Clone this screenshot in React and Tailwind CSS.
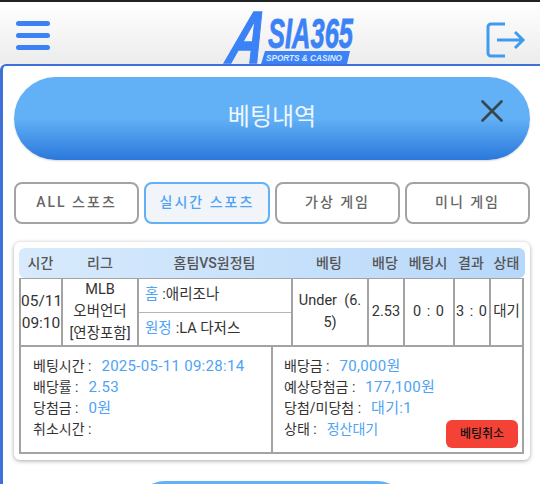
import React from 'react';
import { X } from 'lucide-react';

const FONT = "font-['Roboto','Noto_Sans_CJK_KR',sans-serif]";

const columns = [
  { label: '시간', w: 'w-[43px]' },
  { label: '리그', w: 'w-[76px]' },
  { label: '홈팀VS원정팀', w: 'w-[153px]' },
  { label: '베팅', w: 'w-[76px]' },
  { label: '배당', w: 'w-[36px]' },
  { label: '베팅시', w: 'w-[50px]' },
  { label: '결과', w: 'w-[36px]' },
  { label: '상태', w: 'w-[35px]' },
];

const tabs = [
  { label: 'ALL 스포츠' },
  { label: '실시간 스포츠', active: true },
  { label: '가상 게임' },
  { label: '미니 게임' },
];

function Logo() {
  return (
    <svg width="132" height="54" viewBox="0 0 132 54" className="ml-[46px] self-end overflow-visible">
      <text
        transform="translate(0 53) skewX(-12) scale(0.66 1)"
        fontFamily="Liberation Sans"
        fontWeight="700"
        fontStyle="italic"
        fontSize="74"
        stroke="#3b82f6"
        strokeWidth="1.5"
        fill="#3b82f6"
      >
        A
      </text>
      <text
        x="43"
        y="38"
        fontFamily="Liberation Sans"
        fontWeight="700"
        fontStyle="italic"
        fontSize="42"
        textLength="85"
        lengthAdjust="spacingAndGlyphs"
        stroke="#3b82f6"
        strokeWidth="0.8"
        fill="#3b82f6"
      >
        SIA365
      </text>
      <polygon points="40,41 125,41 122,54 36,54" fill="#3b82f6" />
      <text
        x="41"
        y="51"
        fontFamily="Liberation Sans"
        fontWeight="700"
        fontStyle="italic"
        fontSize="9.5"
        textLength="76"
        lengthAdjust="spacingAndGlyphs"
        fill="#dbeafe"
      >
        SPORTS &amp; CASINO
      </text>
    </svg>
  );
}

function LogoutIcon() {
  return (
    <svg width="40" height="38" viewBox="0 0 40 38" fill="none" stroke="#3f9bf0" strokeWidth="3" className="mt-[13px]">
      <path d="M19 3H5a3 3 0 0 0-3 3v26a3 3 0 0 0 3 3h14" />
      <path d="M11 19h26M29 11l8 8-8 8" />
    </svg>
  );
}

function Info({ label, value, valueClass = 'text-[15px] tracking-[0.3px]' }) {
  return (
    <p className="h-[21px] whitespace-nowrap leading-[21px] text-[#333]">
      {label} :<span className={`ml-[10px] text-[#4ea3f5] ${valueClass}`}>{value}</span>
    </p>
  );
}

export default function App() {
  return (
    <div className={`h-[484px] w-[540px] overflow-hidden bg-white ${FONT}`}>
      <header className="flex h-[64px] items-center justify-between border-t-2 border-[#222] bg-gradient-to-b from-white to-[#ececec] pl-4 pr-[14px]">
        <div className="mt-[4px] flex w-[34px] flex-col gap-[7px]">
          <span className="h-[5px] rounded-full bg-[#3b82f6]" />
          <span className="h-[5px] rounded-full bg-[#3b82f6]" />
          <span className="h-[5px] rounded-full bg-[#3b82f6]" />
        </div>
        <Logo />
        <LogoutIcon />
      </header>

      <main className="h-[420px] rounded-tl-md border-l-[3px] border-t-2 border-[#3f6fd8] bg-white pl-[11px] pr-[10px] pt-[11px]">
        <div className="relative flex h-[83px] items-center justify-center rounded-[42px] bg-gradient-to-b from-[#62b0f5] from-50% to-[#2b78dc] shadow-[0_1px_2px_rgba(0,0,0,0.15)]">
          <h1 className="-mt-1 text-2xl leading-none text-[#eef6ff]">베팅내역</h1>
          <X className="absolute right-[19px] top-[15px] h-[38px] w-[38px] text-[#37474f]" strokeWidth={1.7} />
        </div>

        <nav className="mt-[22px] flex justify-between">
          {tabs.map((tab) => (
            <button
              key={tab.label}
              className={
                tab.active
                  ? 'h-[42px] w-[126px] rounded-lg border-2 border-[#62b0f5] bg-[#f1f5fa] pb-[2px] text-sm font-medium tracking-[2px] text-[#4ea3f5]'
                  : 'h-[42px] w-[125px] rounded-lg border-2 border-[#a3a3a3] bg-white pb-[2px] text-sm font-medium tracking-[2px] text-[#666]'
              }
            >
              {tab.label}
            </button>
          ))}
        </nav>

        <section className="mt-[18px] h-[218px] rounded-md bg-white px-[5px] pt-[6px] shadow-[0_1px_4px_rgba(0,0,0,0.35)]">
          <div className="flex h-[30px] w-[506px] items-center rounded-md bg-gradient-to-r from-[#d8eafc] to-[#b7d8fa] text-sm font-medium text-[#555]">
            {columns.map((col) => (
              <span key={col.label} className={`${col.w} shrink-0 text-center`}>
                {col.label}
              </span>
            ))}
          </div>

          <div className="w-[505px] border-2 border-t border-[#a3a3a3] text-sm text-[#333]">
            <div className="flex h-[68px] border-b-2 border-[#a3a3a3] text-center text-[14.5px]">
              <div className="flex w-[40px] shrink-0 flex-col justify-center whitespace-nowrap text-[15.5px] leading-[22px]">
                <span>05/11</span>
                <span>09:10</span>
              </div>
              <div className="flex w-[76px] shrink-0 flex-col justify-center whitespace-nowrap border-l-2 border-[#a3a3a3] leading-[22px]">
                <span>MLB</span>
                <span>오버언더</span>
                <span>[연장포함]</span>
              </div>
              <div className="flex w-[154px] shrink-0 flex-col border-l-2 border-[#a3a3a3] text-left">
                <p className="flex h-[34px] items-center border-b border-[#b5b5b5] pl-[6px]">
                  <span className="text-[#4ea3f5]">홈</span>
                  <span className="ml-1">:애리조나</span>
                </p>
                <p className="flex flex-1 items-center pl-[6px]">
                  <span className="text-[#4ea3f5]">원정</span>
                  <span className="ml-1">:LA 다저스</span>
                </p>
              </div>
              <div className="flex w-[76px] shrink-0 items-center justify-center border-l-2 border-[#a3a3a3] leading-[22px]">
                <span>
                  Under&nbsp;&nbsp;(6.
                  <br />
                  5)
                </span>
              </div>
              <div className="flex w-[36px] shrink-0 items-center justify-center border-l-2 border-[#a3a3a3]">2.53</div>
              <div className="flex w-[50px] shrink-0 items-center justify-center border-l-2 border-[#a3a3a3] tracking-[1px]">0 : 0</div>
              <div className="flex w-[36px] shrink-0 items-center justify-center whitespace-nowrap border-l-2 border-[#a3a3a3] tracking-[1px]">3 : 0</div>
              <div className="flex flex-1 items-center justify-center border-l-2 border-[#a3a3a3]">대기</div>
            </div>

            <div className="flex h-[105px]">
              <div className="w-[250px] shrink-0 pl-3 pt-[9px]">
                <Info label="베팅시간" value="2025-05-11 09:28:14" />
                <Info label="배당률" value="2.53" />
                <Info label="당첨금" value="0원" />
                <Info label="취소시간" value="" />
              </div>
              <div className="relative flex-1 border-l-2 border-[#a3a3a3] pl-[11px] pt-[9px]">
                <Info label="배당금" value="70,000원" />
                <Info label="예상당첨금" value="177,100원" />
                <Info label="당첨/미당첨" value="대기:1" />
                <Info label="상태" value="정산대기" valueClass="text-sm" />
                <button className="absolute bottom-[4px] right-[4px] h-[28px] w-[72px] rounded-md bg-[#f44336] text-xs font-medium text-[#111]">
                  베팅취소
                </button>
              </div>
            </div>
          </div>
        </section>

        <div className="mx-auto mt-[21px] h-[30px] w-[272px] -translate-x-[1px] rounded-t-full bg-[#62b0f5]" />
      </main>
    </div>
  );
}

□ □ □ □ □

* _EXERCISE INSTRUCTIONS_
Would you set down the listing exactly, omitting pictures?

* _FULL ANSWER_
Clone this screenshot in React and Tailwind CSS.
import React from 'react';
import { X } from 'lucide-react';

const FONT = "font-['Roboto','Noto_Sans_CJK_KR',sans-serif]";

const columns = [
  { label: '시간', w: 'w-[43px]' },
  { label: '리그', w: 'w-[76px]' },
  { label: '홈팀VS원정팀', w: 'w-[153px]' },
  { label: '베팅', w: 'w-[76px]' },
  { label: '배당', w: 'w-[36px]' },
  { label: '베팅시', w: 'w-[50px]' },
  { label: '결과', w: 'w-[36px]' },
  { label: '상태', w: 'w-[35px]' },
];

const tabs = [
  { label: 'ALL 스포츠' },
  { label: '실시간 스포츠', active: true },
  { label: '가상 게임' },
  { label: '미니 게임' },
];

function Logo() {
  return (
    <svg width="132" height="54" viewBox="0 0 132 54" className="ml-[46px] self-end overflow-visible">
      <text
        transform="translate(0 53) skewX(-12) scale(0.66 1)"
        fontFamily="Liberation Sans"
        fontWeight="700"
        fontStyle="italic"
        fontSize="74"
        stroke="#3b82f6"
        strokeWidth="1.5"
        fill="#3b82f6"
      >
        A
      </text>
      <text
        x="43"
        y="38"
        fontFamily="Liberation Sans"
        fontWeight="700"
        fontStyle="italic"
        fontSize="42"
        textLength="85"
        lengthAdjust="spacingAndGlyphs"
        stroke="#3b82f6"
        strokeWidth="0.8"
        fill="#3b82f6"
      >
        SIA365
      </text>
      <polygon points="40,41 125,41 122,54 36,54" fill="#3b82f6" />
      <text
        x="41"
        y="51"
        fontFamily="Liberation Sans"
        fontWeight="700"
        fontStyle="italic"
        fontSize="9.5"
        textLength="76"
        lengthAdjust="spacingAndGlyphs"
        fill="#dbeafe"
      >
        SPORTS &amp; CASINO
      </text>
    </svg>
  );
}

function LogoutIcon() {
  return (
    <svg width="40" height="38" viewBox="0 0 40 38" fill="none" stroke="#3f9bf0" strokeWidth="3" className="mt-[13px]">
      <path d="M19 3H5a3 3 0 0 0-3 3v26a3 3 0 0 0 3 3h14" />
      <path d="M11 19h26M29 11l8 8-8 8" />
    </svg>
  );
}

function Info({ label, value, valueClass = 'text-[15px] tracking-[0.3px]' }) {
  return (
    <p className="h-[21px] whitespace-nowrap leading-[21px] text-[#333]">
      {label} :<span className={`ml-[10px] text-[#4ea3f5] ${valueClass}`}>{value}</span>
    </p>
  );
}

export default function App() {
  return (
    <div className={`h-[484px] w-[540px] overflow-hidden bg-white ${FONT}`}>
      <header className="flex h-[64px] items-center justify-between border-t-2 border-[#222] bg-gradient-to-b from-white to-[#ececec] pl-4 pr-[14px]">
        <div className="mt-[4px] flex w-[34px] flex-col gap-[7px]">
          <span className="h-[5px] rounded-full bg-[#3b82f6]" />
          <span className="h-[5px] rounded-full bg-[#3b82f6]" />
          <span className="h-[5px] rounded-full bg-[#3b82f6]" />
        </div>
        <Logo />
        <LogoutIcon />
      </header>

      <main className="h-[420px] rounded-tl-md border-l-[3px] border-t-2 border-[#3f6fd8] bg-white pl-[11px] pr-[10px] pt-[11px]">
        <div className="relative flex h-[83px] items-center justify-center rounded-[42px] bg-gradient-to-b from-[#62b0f5] from-50% to-[#2b78dc] shadow-[0_1px_2px_rgba(0,0,0,0.15)]">
          <h1 className="-mt-1 text-2xl leading-none text-[#eef6ff]">베팅내역</h1>
          <X className="absolute right-[19px] top-[15px] h-[38px] w-[38px] text-[#37474f]" strokeWidth={1.7} />
        </div>

        <nav className="mt-[22px] flex justify-between">
          {tabs.map((tab) => (
            <button
              key={tab.label}
              className={
                tab.active
                  ? 'h-[42px] w-[126px] rounded-lg border-2 border-[#62b0f5] bg-[#f1f5fa] pb-[2px] text-sm font-medium tracking-[2px] text-[#4ea3f5]'
                  : 'h-[42px] w-[125px] rounded-lg border-2 border-[#a3a3a3] bg-white pb-[2px] text-sm font-medium tracking-[2px] text-[#666]'
              }
            >
              {tab.label}
            </button>
          ))}
        </nav>

        <section className="mt-[18px] h-[218px] rounded-md bg-white px-[5px] pt-[6px] shadow-[0_1px_4px_rgba(0,0,0,0.35)]">
          <div className="flex h-[30px] w-[506px] items-center rounded-md bg-gradient-to-r from-[#d8eafc] to-[#b7d8fa] text-sm font-medium text-[#555]">
            {columns.map((col) => (
              <span key={col.label} className={`${col.w} shrink-0 text-center`}>
                {col.label}
              </span>
            ))}
          </div>

          <div className="w-[505px] border-2 border-t border-[#a3a3a3] text-sm text-[#333]">
            <div className="flex h-[68px] border-b-2 border-[#a3a3a3] text-center text-[14.5px]">
              <div className="flex w-[40px] shrink-0 flex-col justify-center whitespace-nowrap text-[15.5px] leading-[22px]">
                <span>05/11</span>
                <span>09:10</span>
              </div>
              <div className="flex w-[76px] shrink-0 flex-col justify-center whitespace-nowrap border-l-2 border-[#a3a3a3] leading-[22px]">
                <span>MLB</span>
                <span>오버언더</span>
                <span>[연장포함]</span>
              </div>
              <div className="flex w-[154px] shrink-0 flex-col border-l-2 border-[#a3a3a3] text-left">
                <p className="flex h-[34px] items-center border-b border-[#b5b5b5] pl-[6px]">
                  <span className="text-[#4ea3f5]">홈</span>
                  <span className="ml-1">:애리조나</span>
                </p>
                <p className="flex flex-1 items-center pl-[6px]">
                  <span className="text-[#4ea3f5]">원정</span>
                  <span className="ml-1">:LA 다저스</span>
                </p>
              </div>
              <div className="flex w-[76px] shrink-0 items-center justify-center border-l-2 border-[#a3a3a3] leading-[22px]">
                <span>
                  Under&nbsp;&nbsp;(6.
                  <br />
                  5)
                </span>
              </div>
              <div className="flex w-[36px] shrink-0 items-center justify-center border-l-2 border-[#a3a3a3]">2.53</div>
              <div className="flex w-[50px] shrink-0 items-center justify-center border-l-2 border-[#a3a3a3] tracking-[1px]">0 : 0</div>
              <div className="flex w-[36px] shrink-0 items-center justify-center whitespace-nowrap border-l-2 border-[#a3a3a3] tracking-[1px]">3 : 0</div>
              <div className="flex flex-1 items-center justify-center border-l-2 border-[#a3a3a3]">대기</div>
            </div>

            <div className="flex h-[105px]">
              <div className="w-[250px] shrink-0 pl-3 pt-[9px]">
                <Info label="베팅시간" value="2025-05-11 09:28:14" />
                <Info label="배당률" value="2.53" />
                <Info label="당첨금" value="0원" />
                <Info label="취소시간" value="" />
              </div>
              <div className="relative flex-1 border-l-2 border-[#a3a3a3] pl-[11px] pt-[9px]">
                <Info label="배당금" value="70,000원" />
                <Info label="예상당첨금" value="177,100원" />
                <Info label="당첨/미당첨" value="대기:1" />
                <Info label="상태" value="정산대기" valueClass="text-sm" />
                <button className="absolute bottom-[4px] right-[4px] h-[28px] w-[72px] rounded-md bg-[#f44336] text-xs font-medium text-[#111]">
                  베팅취소
                </button>
              </div>
            </div>
          </div>
        </section>

        <div className="mx-auto mt-[21px] h-[30px] w-[272px] -translate-x-[1px] rounded-t-full bg-[#62b0f5]" />
      </main>
    </div>
  );
}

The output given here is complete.